Lone Star Gun Rights reports that “HB 545 has been defeated.”

 

Bill sponsor Poncho Nevarez “postponed the bill until 2021 which means the bill is dead.”

Groups like Lone Star Gun Rights and Texas Gun Rights sounded the alarms on this bill in the past few weeks.

In a national email addressed to members, National Association for Gun Rights President Dudley Brown claimed that HB 545 could haved stripped “Texans of their right to bear arms without proper due process all under the guise of “mental health.”

The NAGR president also stated that HB 545 was “even more extensive than Obama’s veteran gun ban meaning veterans in Texas will get the brunt of the ill effects of this bill, and rumors even suggest that HB 545 could be amended with dangerous “Red Flag” gun confiscation language.”

Chris McNutt, the Executive Director of Texas Gun Rights, declared that “Like “Red Flag” gun confiscation orders, HB 545 already infringes upon law-abiding Texans of their right to bear arms without a crime even being committed.”

The bill quickly passed the Criminal Jurisprudence Committee and was supposed to be voted on by the full Texas House of Representatives on May 9.

However, grassroots gun rights activists applied enough pressure to stop this bill in its tracks.

McNutt shared his thoughts with BLP:

Speaker Bonnen allowed gun control to come to the house floor for a vote while Constitutional Carry languished in committee.
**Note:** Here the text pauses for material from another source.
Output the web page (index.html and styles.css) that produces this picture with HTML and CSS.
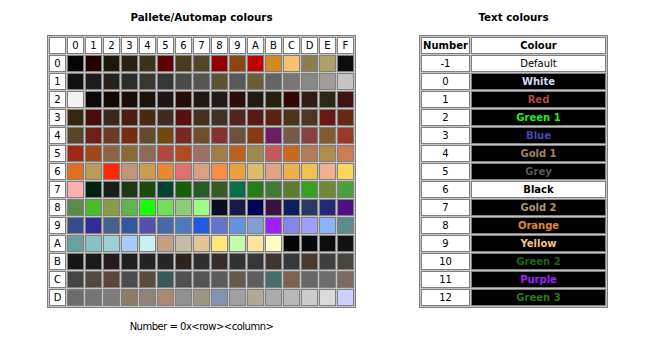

But thanks to the quick action and phone calls of our members, we forced Poncho Nevarez to withdraw his bill from consideration by the Texas House, thus killing his own bill.

Had it passed, HB 545 would have hurt gun rights in Texas considerably, which is constitutionally protected both at the state and federal level.

With the the 2019 legislative session quickly coming to a close, Texas is likely safe from gun control until the 2021 legislative session.